Supercar Insurance UK: Why It Costs So Much and How to Cut It
UK supercar insurance can run to five figures annually — here's what's driving those premiums up and the practical steps that can bring them down without voiding your cover.
- Why supercar insurance is so expensive in the UK
- The insurance group system explained
- Driver factors that push the price higher
- How to reduce your supercar insurance premium
- What not to do when cutting costs
- Key takeaways
If you've just been quoted for supercar insurance in the UK and nearly choked on the number, you're not alone. Premiums for high-performance cars can easily exceed £5,000 a year — sometimes far more — even for experienced drivers with clean licences. Understanding exactly what's inflating the figure is the first step toward doing something about it.
Why Supercar Insurance Is So Expensive in the UK
The short answer is that every factor insurers care about points in the wrong direction when the car in question is a supercar. High-performance vehicles sit at the top end of the UK's insurance group system, which runs from 1 to 50. The group assigned to a car is one of the single biggest determinants of your premium.
According to Carwow's analysis of UK insurance groups, insurance groups are determined jointly by vehicle safety and security experts at Thatcham Research and the Association of British Insurers.
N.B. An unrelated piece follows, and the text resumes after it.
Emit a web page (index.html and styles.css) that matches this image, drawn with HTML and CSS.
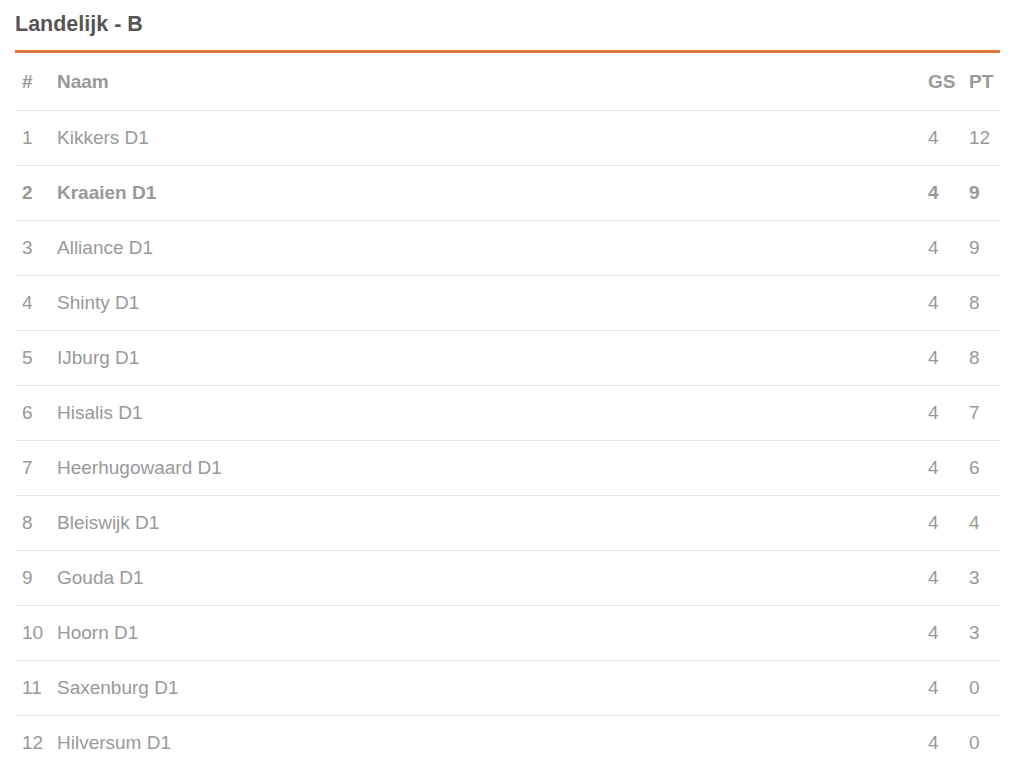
FILE: index.html
```html
<!DOCTYPE html>
<html lang="nl">
<head>
<meta charset="utf-8">
<title>Landelijk - B</title>
<link rel="stylesheet" href="styles.css">
</head>
<body>
<div class="standings">
  <h2 class="title">Landelijk - B</h2>
  <div class="table">
    <div class="row head"><span>#</span><span>Naam</span><span>GS</span><span>PT</span></div>
    <div class="row"><span>1</span><span>Kikkers D1</span><span>4</span><span>12</span></div>
    <div class="row own"><span>2</span><span>Kraaien D1</span><span>4</span><span>9</span></div>
    <div class="row"><span>3</span><span>Alliance D1</span><span>4</span><span>9</span></div>
    <div class="row"><span>4</span><span>Shinty D1</span><span>4</span><span>8</span></div>
    <div class="row"><span>5</span><span>IJburg D1</span><span>4</span><span>8</span></div>
    <div class="row"><span>6</span><span>Hisalis D1</span><span>4</span><span>7</span></div>
    <div class="row"><span>7</span><span>Heerhugowaard D1</span><span>4</span><span>6</span></div>
    <div class="row"><span>8</span><span>Bleiswijk D1</span><span>4</span><span>4</span></div>
    <div class="row"><span>9</span><span>Gouda D1</span><span>4</span><span>3</span></div>
    <div class="row"><span>10</span><span>Hoorn D1</span><span>4</span><span>3</span></div>
    <div class="row"><span>11</span><span>Saxenburg D1</span><span>4</span><span>0</span></div>
    <div class="row"><span>12</span><span>Hilversum D1</span><span>4</span><span>0</span></div>
  </div>
</div>
</body>
</html>
```
FILE: styles.css
```css
html, body {
  margin: 0;
  padding: 0;
  background: #fff;
}
body {
  font-family: "Liberation Sans", Arial, Helvetica, sans-serif;
  color: #999;
}
.standings {
  margin: 0 24px 0 15px;
}
.title {
  margin: 0;
  box-sizing: border-box;
  height: 53px;
  padding-top: 11px;
  font-size: 21.5px;
  line-height: 26px;
  font-weight: bold;
  color: #555;
  border-bottom: 3px solid #e07838;
}
.row {
  display: grid;
  grid-template-columns: 35px 1fr 41px 38px;
  align-items: center;
  height: 55px;
  box-sizing: border-box;
  border-top: 1px solid #e8e8e8;
  font-size: 19px;
}
.row span {
  padding: 0 7px;
  white-space: nowrap;
}
.row.head {
  border-top: none;
  height: 57px;
  font-weight: bold;
}
.row.own {
  font-weight: bold;
}
```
They assess several key factors:
- Engine size and performance — more power means a higher group, almost without exception
- Cost of replacement parts — exotic components, carbon bodywork, and bespoke interiors are expensive to source
- Repair costs — specialist labour, low production volumes, and delicate aerodynamic panels all drive bodyshop bills up
- Write-off replacement value — if the insurer has to replace the car entirely, a £150,000 supercar costs dramatically more than a family hatchback
- Active safety systems — ironically, older supercars that predate modern driver-assist tech can score worse here
- Anti-theft security — limited production runs and high desirability make supercars attractive targets; inadequate standard security raises the group rating
Every one of these criteria is effectively designed to describe a small city car as low-risk and a 600bhp exotic as high-risk. Supercars fail on almost all counts simultaneously.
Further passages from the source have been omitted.